The U.S. economy entered a technical recession in the second quarter of 2022. The real GDP of the country shrunk by 0.9% in Q2 according to preliminary numbers released Thursday by the Bureau of Economic Analysis. In Q1, the economy had already decreased by 1.6 percent. The current recession is so far a technical and an unusual one, as it doesn't hit all the hallmarks of economic decline. Employment, for example, has climbed as of late, while consumer spending has stagnated but not fallen significantly. However, the tightening of the funds rate by the Fed following high inflation has been a factor that has curtailed economic growth as has been the changed import behavior of U.S. companies following supply chain struggles.
The U.S. also suffered a short but deep recession in Q1 and Q2 of 2020 when it experienced the steepest decline ever recorded in the course of the coronavirus pandemic. U.S. GDP growth jumped up again in Q3 of that year, however.

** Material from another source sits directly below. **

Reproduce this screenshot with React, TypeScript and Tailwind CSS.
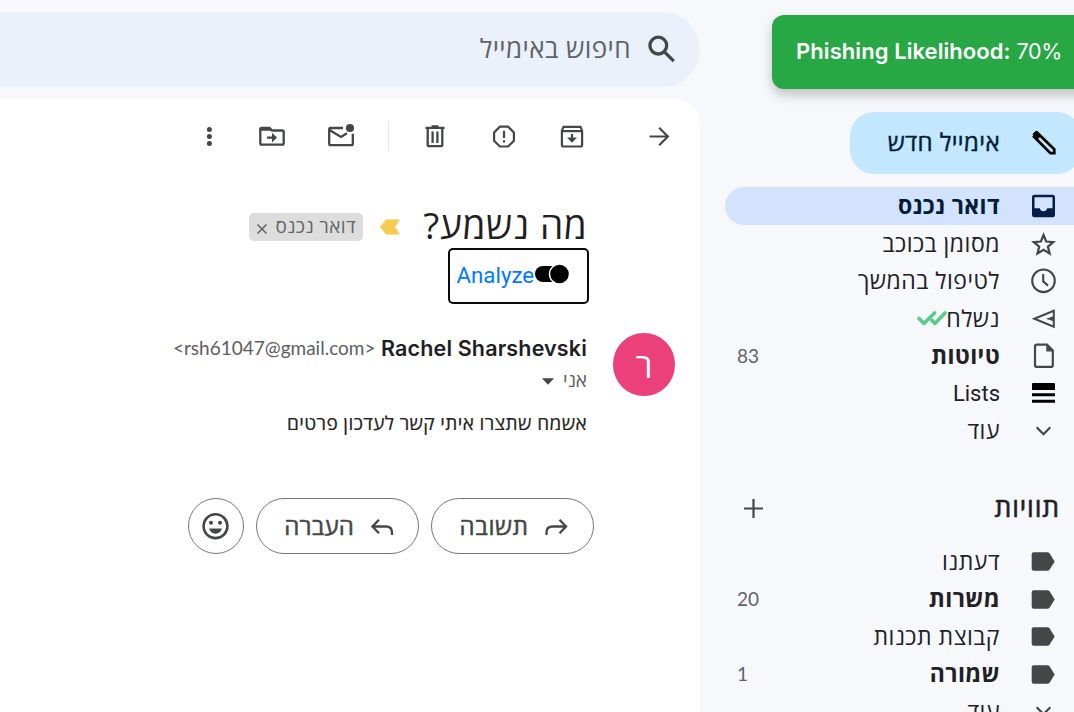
import React, { type ReactNode } from "react";

type IconProps = { children: ReactNode; className?: string };

function Icon({ children, className = "stroke-[2.3]" }: IconProps) {
  return (
    <svg viewBox="0 0 32 32" className={`h-8 w-8 shrink-0 fill-none stroke-[#444746] ${className}`}>
      {children}
    </svg>
  );
}

const icons = {
  inbox: (
    <Icon className="stroke-none">
      <path
        fill="#041e49"
        fillRule="evenodd"
        d="M6.3 4.7h18.4q2.3 0 2.3 2.3v18q0 2.3-2.3 2.3H6.3q-2.3 0-2.3-2.3V7q0-2.3 2.3-2.3ZM6.5 7.2v11h5.3a3.8 3.8 0 0 0 7.4 0h5.3v-11Z"
      />
    </Icon>
  ),
  star: (
    <Icon className="stroke-[2.1]">
      <path
        d="M16 7.4 18.5 13.5 25.2 14 20.1 18.3 21.7 24.8 16 21.3 10.3 24.8 11.9 18.3 6.8 14 13.5 13.5Z"
        transform="translate(-1.4 .2) scale(1.06)"
      />
    </Icon>
  ),
  clock: (
    <Icon className="stroke-[2.1]">
      <circle cx="15.5" cy="15.8" r="11.3" />
      <path d="M15.2 9v7.4l4.8 4.2" />
    </Icon>
  ),
  sent: (
    <Icon className="stroke-[2]">
      <path d="M25.8 8.800 6.300 16.800l19.500 8Z" />
      <path d="M25.500 14.300 18 16.800l7.500 2.500Z" fill="#444746" stroke="none" />
    </Icon>
  ),
  draft: (
    <Icon className="stroke-[2.2]">
      <path d="M9 4.700h10l5.800 5.800v14.400q0 2-2 2H9q-2 0-2-2V6.700q0-2 2-2Z" />
      <path d="M18.300 4.300v7.300h7Z" fill="#444746" stroke="none" />
    </Icon>
  ),
  lists: (
    <Icon className="stroke-none">
      <path fill="#000" d="M4 6.900q0-1 1-1h21q1 0 1 1v6H4ZM4 16.300h23v3H4ZM4 22.800h23v3H4Z" />
    </Icon>
  ),
  more: (
    <Icon className="stroke-[2.2]">
      <path d="m8.700 12.200 6.800 7 6.800-7" />
    </Icon>
  ),
  label: (
    <Icon className="stroke-none">
      <path
        fill="#444746"
        d="M5.700 7.300h13.800q1.200 0 2 1l5.200 8.200-5.200 8.200q-.8 1-2 1H5.700q-2 0-2-2V9.300q0-2 2-2Z"
      />
    </Icon>
  ),
};

type Row = {
  icon: ReactNode;
  text: string;
  count?: string;
  bold?: boolean;
  active?: boolean;
  check?: boolean;
  latin?: boolean;
};

const folders: Row[] = [
  { icon: icons.inbox, text: "דואר נכנס", bold: true, active: true },
  { icon: icons.star, text: "מסומן בכוכב" },
  { icon: icons.clock, text: "לטיפול בהמשך" },
  { icon: icons.sent, text: "נשלח", check: true },
  { icon: icons.draft, text: "טיוטות", count: "83", bold: true },
  { icon: icons.lists, text: "Lists", latin: true },
  { icon: icons.more, text: "עוד" },
];

const labels: Row[] = [
  { icon: icons.label, text: "דעתנו" },
  { icon: icons.label, text: "משרות", count: "20", bold: true },
  { icon: icons.label, text: "קבוצת תכנות" },
  { icon: icons.label, text: "שמורה", count: "1", bold: true },
  { icon: icons.more, text: "עוד" },
];

function NavRow({ icon, text, count, bold, active, check, latin }: Row) {
  return (
    <div
      dir="rtl"
      className={`ml-[25px] flex h-[37.5px] items-center pr-[14.5px] ${
        active ? "rounded-l-full bg-[#d3e3fd] text-[#001d35]" : "text-[#202124]"
      }`}
    >
      {icon}
      <span
        className={`mr-[27.5px] leading-none whitespace-nowrap ${
          latin ? "pt-[2px] font-['Roboto',sans-serif] text-[22px]" : "text-[23px]"
        } ${bold ? "font-bold tracking-[0.4px]" : latin ? "" : "tracking-[0.5px]"}`}
      >
        {text}
      </span>
      {check && (
        <svg viewBox="0 0 30 16" className="-mr-px h-4 w-[30px] fill-none stroke-[#5bcb87] stroke-[3.6]">
          <path d="m2 8.5 5 5L17.5 3M15 10.5l3 3L28 3" strokeLinecap="round" strokeLinejoin="round" />
        </svg>
      )}
      {count && (
        <span
          dir="ltr"
          className="mr-auto ml-[12px] min-w-[22px] text-left font-['Lato',sans-serif] text-[19px] leading-none text-[#5f6368]"
        >
          {count}
        </span>
      )}
    </div>
  );
}

function Toolbar() {
  return (
    <div className="mt-[21px] ml-[193px] flex h-8 items-center">
      <Icon className="stroke-none">
        <g fill="#444746">
          <circle cx="16.4" cy="9.5" r="2.5" />
          <circle cx="16.4" cy="16.5" r="2.5" />
          <circle cx="16.4" cy="23.5" r="2.5" />
        </g>
      </Icon>
      <Icon className="ml-[31px] stroke-[2.3]">
        <path d="M4.3 8.5v14.8q0 1.4 1.4 1.4h20.6q1.4 0 1.4-1.4V11.900q0-1.400-1.400-1.400H16l-2.400-2.600H5.700q-1.400 0-1.400 1.400ZM11 17.600h8" />
        <path d="M3.500 10.800V9.100q0-2 2-2H13l3.300 3.700Z" fill="#444746" stroke="none" />
        <path d="m16 12.700 5 4.900-5 4.900Z" fill="#444746" stroke="none" />
      </Icon>
      <Icon className="ml-[36.5px] stroke-[2.3]">
        <path d="M18 8H5.600q-1.400 0-1.400 1.400v14.300q0 1.400 1.400 1.400h20.800q1.400 0 1.400-1.400v-10M5 10.300l11 6.700 6-3.800" />
        <circle cx="25" cy="8" r="4.100" fill="#444746" stroke="none" />
      </Icon>
      <div className="ml-[31.5px] h-[30px] w-px bg-[#e1e8f0]" />
      <Icon className="ml-[29.5px] stroke-[2.3]">
        <path d="M6.500 7.800h19M12.500 6.500h7" />
        <path d="M8.700 8.500v16.200q0 1.500 1.500 1.500h11.600q1.500 0 1.500-1.500V8.500" />
        <path d="M13.600 11.500v11.500M18.400 11.500v11.500" />
      </Icon>
      <Icon className="ml-[37px] stroke-[2.2]">
        <path d="M11.900 6.700h8.200l5.800 5.800v8.200l-5.800 5.800h-8.200l-5.800-5.800v-8.200Z" />
        <path d="M16 10.800v7.200M16 20.200v2.400" />
      </Icon>
      <Icon className="ml-[36px] stroke-[2.2]">
        <path d="M5.900 10.700 7.500 6.800h17l1.600 3.900v14.200q0 1.600-1.600 1.600H7.500q-1.600 0-1.600-1.600ZM5.900 11.100h20.200M16 14v6" />
        <path d="m11 17.500 5 5.300 5-5.300Z" fill="#444746" stroke="none" />
      </Icon>
      <Icon className="ml-[55px] stroke-[2.2]">
        <path d="M6.500 16.500h17.800M16.200 7.800l8.700 8.700-8.700 8.700" />
      </Icon>
    </div>
  );
}

function Message() {
  return (
    <section className="flex flex-1 flex-col rounded-tr-[26px] bg-white">
      <Toolbar />
      <div dir="rtl" className="mt-[48px] flex h-12 items-center pr-[112.5px]">
        <h1 className="w-[164px] pt-px text-[37px] leading-none tracking-[0.7px] whitespace-nowrap text-[#1f1f1f]">
          מה נשמע?
        </h1>
        <svg viewBox="0 0 20 16" className="mt-[6px] mr-[23.5px] h-4 w-5">
          <path fill="#f7cb4d" d="M6 .5h14l-5 7.5 5 7.5H6L0 8Z" />
        </svg>
        <div className="mt-[6px] mr-[17px] flex h-7 w-[114px] items-center justify-between rounded-[5px] bg-[#ddd] px-[7px] text-[#666]">
          <span className="pb-[2px] text-[19px] leading-none tracking-[0.4px] whitespace-nowrap">דואר נכנס</span>
          <svg viewBox="0 0 12 12" className="mt-[3px] h-3 w-3 fill-none stroke-[#666] stroke-[1.6]">
            <path d="m1.5 1.5 9 9M10.5 1.5l-9 9" />
          </svg>
        </div>
      </div>
      <div className="ml-[447.5px] flex h-[55.5px] w-[141.5px] items-center rounded-[5px] border-[2.5px] border-[#0b0b0b] pl-[7px]">
        <span className="font-['Roboto',sans-serif] text-[22.3px] text-[#007bff]">Analyze</span>
        <svg viewBox="0 0 35 20" className="-mt-[4px] ml-[1px] h-5 w-[35px]">
          <rect x="0" y="2" width="26" height="16" rx="8" fill="#000" />
          <circle cx="24.5" cy="10" r="10" fill="#000" stroke="#fff" strokeWidth="1.4" />
        </svg>
      </div>
      <div dir="rtl" className="mt-[29.5px] flex pr-[25px]">
        <div className="flex h-[63px] w-[62px] items-center justify-center rounded-full bg-[#ec407a] text-[34px] leading-none text-white">
          ר
        </div>
        <div className="mr-[26px] flex flex-col items-start">
          <div className="flex h-[30px] items-center whitespace-nowrap">
            <span className="font-['Inter',sans-serif] text-[21.5px] font-semibold tracking-[0.15px] text-[#1f1f1f]">
              Rachel Sharshevski
            </span>
            <span dir="ltr" className="mr-[5.5px] pt-px font-['Lato',sans-serif] text-[19px] text-[#5e5e5e]">
              &lt;rsh61047@gmail.com&gt;
            </span>
          </div>
          <div className="flex h-[34px] items-center text-[#5e5e5e]">
            <span className="text-[19px] leading-none">אני</span>
            <svg viewBox="0 0 12 7" className="mt-[2px] mr-[9px] h-[7px] w-3 fill-[#444746]">
              <path d="M0 .3h12L6 6.700Z" />
            </svg>
          </div>
          <p className="mt-[14px] text-[19px] leading-6 tracking-[0.38px] whitespace-nowrap text-[#222] [-webkit-text-stroke:0.2px_#222]">
            אשמח שתצרו איתי קשר לעדכון פרטים
          </p>
        </div>
      </div>
      <div
        dir="rtl"
        className="mt-[63px] flex h-14 gap-3 pr-[106px] text-[24px] leading-none text-[#444746] [-webkit-text-stroke:0.5px_#444746]"
      >
        <button className="flex w-[163px] items-center rounded-full border border-[#747775] pr-[21px]">
          <Icon>
            <path d="M6.500 25v-2.500q0-6 6-6h12.800M19.500 9.800l6.600 6.700-6.600 6.700" />
          </Icon>
          <span className="mr-[11.5px] pb-px tracking-[0.6px]">תשובה</span>
        </button>
        <button className="flex w-[163px] items-center rounded-full border border-[#747775] pr-[20px]">
          <Icon>
            <path d="M26 25v-2.500q0-6-6-6H7.200M13 9.800l-6.600 6.700 6.600 6.700" />
          </Icon>
          <span className="mr-3 pb-px tracking-[0.2px]">העברה</span>
        </button>
        <button className="flex w-14 items-center justify-center rounded-full border border-[#747775]">
          <Icon className="stroke-[2.6]">
            <circle cx="15.500" cy="16.200" r="11.900" />
            <g fill="#444746" stroke="none">
              <circle cx="11" cy="12.700" r="2" />
              <circle cx="20" cy="12.700" r="2" />
              <path d="M9 18.500h13q-2 5.200-6.500 5.200t-6.500-5.200Z" />
            </g>
          </Icon>
        </button>
      </div>
    </section>
  );
}

export default function App() {
  return (
    <div className="relative flex h-[712px] w-[1074px] overflow-hidden bg-[#f6f8fc] font-['Open_Sans','Noto_Sans',sans-serif]">
      <main className="flex w-[700px] flex-col pt-3">
        <div dir="rtl" className="mb-3 flex h-[75px] shrink-0 items-center rounded-r-full bg-[#eaf1fb] pr-[22px]">
          <Icon className="stroke-[3.3]">
            <circle cx="12.3" cy="11.600" r="8.400" />
            <path d="m18.400 17.800 9.400 9.400" />
          </Icon>
          <span className="mr-[15px] pb-[4px] text-[26px] leading-none tracking-[0.4px] whitespace-nowrap text-[#5f6368]">
            חיפוש באימייל
          </span>
        </div>
        <Message />
      </main>

      <aside className="w-[374px] shrink-0 pt-[112px]">
        <div
          dir="rtl"
          className="mr-[-7px] ml-[150px] flex h-[62px] items-center rounded-[24px] bg-[#c2e7ff] pr-[21px] text-[#001d35]"
        >
          <Icon>
            <path d="M9.500 6 26.300 22.300v3.900h-3.900L6 9.700Z" stroke="#000" strokeWidth="2.700" />
            <path
              d="M5.600 8.400q-.8-1 0-1.900L7.300 4.800q1-.9 2 0L13 8.500l-3.900 3.900Z"
              fill="#000"
              stroke="#000"
              strokeWidth="1"
            />
          </Icon>
          <span className="mr-[28px] pb-[3px] text-[24px] leading-none tracking-[0.4px] whitespace-nowrap [-webkit-text-stroke:0.4px_#001d35]">
            אימייל חדש
          </span>
        </div>
        <nav className="mt-[13px]">
          {folders.map((row) => (
            <NavRow key={row.text} {...row} />
          ))}
        </nav>
        <div dir="rtl" className="mt-[38px] mb-[15px] flex h-10 items-center justify-between pr-[14px] pl-[37px]">
          <h2 className="text-[26.5px] leading-none tracking-[0.9px] text-[#1f1f1f] [-webkit-text-stroke:0.6px_#1f1f1f]">
            תוויות
          </h2>
          <Icon className="stroke-[2.2]">
            <path d="M16.500 7v19M7 16.500h19" />
          </Icon>
        </div>
        {labels.map((row) => (
          <NavRow key={row.text} {...row} />
        ))}
      </aside>

      <div className="absolute top-[15px] left-[772px] flex h-[74px] w-[320px] items-center rounded-[12px] bg-[#28a745] pb-px pl-6 font-['Inter',sans-serif] text-[22px] whitespace-pre text-white shadow-[0_6px_12px_rgba(0,0,0,0.22)]">
        <strong className="font-semibold tracking-[0.07px]">Phishing Likelihood:</strong>
        <span className="text-[21.5px] tracking-[-0.3px]"> 70%</span>
      </div>
    </div>
  );
}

The Biden administration pointed out that the official definition of a recession was not two quarters of negative growth in a row, but as pointed out by BEA "a significant decline in economic activity over more than a few months, which is assessed using several indicators, including the labor market, consumer and business spending, industrial production, and incomes." Yet, even a technical recession will further stoke fears of economic trouble that are already running high in the U.S.